I replied in another post about kids, but here is some more.
I have a six-year old that considers my partner Mono to be part of our family. He said he would be okay with him being part of his family, as I have explained to him before that we can choose who we want to be in our family, and they can choose us.
My long-time friend (my ex-girlfriend) is part of our family too. She helped me through childbirth and is a constant in our lives. I had chosen her to be so, and she chose us. She had a girlfriend for a good number of years that we also considered family, but when they recently broke up she chose to leave our family. I told her that it was her choice and that we will love her regardless of her choice.
I don't have older kids, but I go a lot by my gut feeling on things. I know that for my husband and me, Mono is a perfect fit, and we have chosen him to be in our family for as long as he wants to be. We have chosen him for life and he us. My boy has accepted this and has welcomed him with open arms and all the love he can muster.
I am very proud that I have taught my child respect for individuality, different genders, races, sexual orientation and for himself. I did this by living it. It wasn't until I had a child I realized how important it is to do this if we are to raise good people to look after the planet and ourselves into the future.

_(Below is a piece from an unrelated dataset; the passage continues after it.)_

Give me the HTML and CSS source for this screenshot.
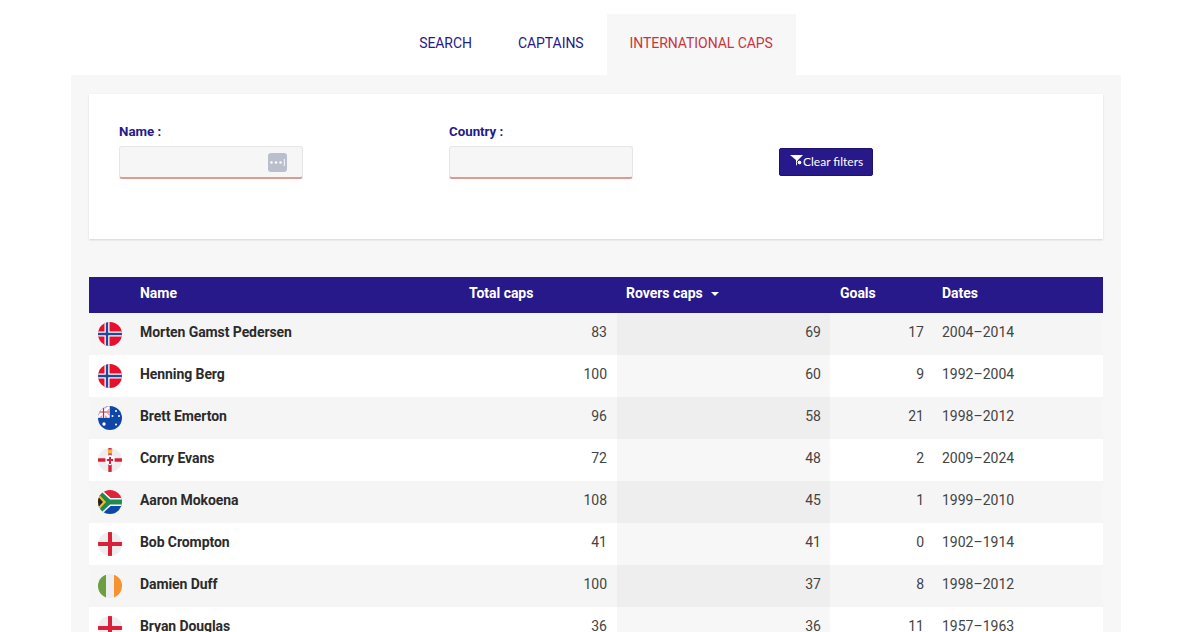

Having said this, I feel strongly that it is very important not to tell your kids about your poly relationships or struggles within them, unless some major hurdles have been crossed and there is a sense of comfort, continuation, respect, balance, and caring from all those adults involved. Kids don't need to know our "BS" at any age. It isn't their responsibility to take it on and deal with the stress of it, it's ours. cjj, I think you and your husband have tons of work to do before telling them anything!